Trying to avoid market peaks, with the intention of jumping all to cash, sounds like a good idea, but upon closer inspection, the effort turns out to be a species of market timing that won’t work. And it can lead to costly consequences, like selling after a downdraft, after all the damage has been done, just in time to miss the inevitable rebound. This was the common error in 1987 and 2009, which cost years’ worth of appreciation to personal and retirement savings.

Ben Graham, the great teacher of Warren Buffet, said an investment philosophy should allow for human error, bad luck, and many things going wrong at once. It is the last of these that bothers me about innovations like passive investing. It has not yet been really tested. Supporters of passive investing, of whom there are many, ask what could go wrong. A lot, as we saw with portfolio insurance in 1987. Thus we keep the bulk of our portfolios in individual stocks and bonds. The formula has been tested, and proven.

An acquaintance recently called me to ask if he should be fully invested, given the height of the market. The answer, I said, was not so much a matter of whether one should be fully invested as how. As long as one owns a mix of individual stocks at reasonable valuations, quality bonds with fixed and certain maturity dates, a healthy reserve of cash and – – most important of all – – a long term perspective of three years, then yes, by all means, one should be fully invested. That’s what I said in 1987 and it worked, and that’s what I would say today.

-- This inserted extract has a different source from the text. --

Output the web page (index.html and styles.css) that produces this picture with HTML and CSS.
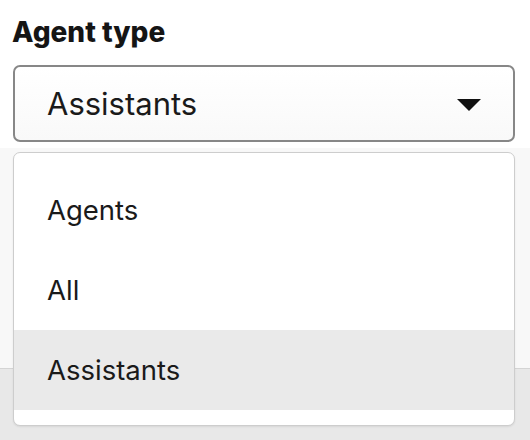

It is for this reason that we work to provide all of our clients a portfolio that includes high quality companies at reasonable valuation, companies that we know and understand well. We endeavor to own businesses that possess durable competitive advantages, those that ought to appreciate more in good markets and depreciate less in bad markets. In addition to quality bonds and healthy cash reserves, we think that this situates our clients well, regardless of what the future holds.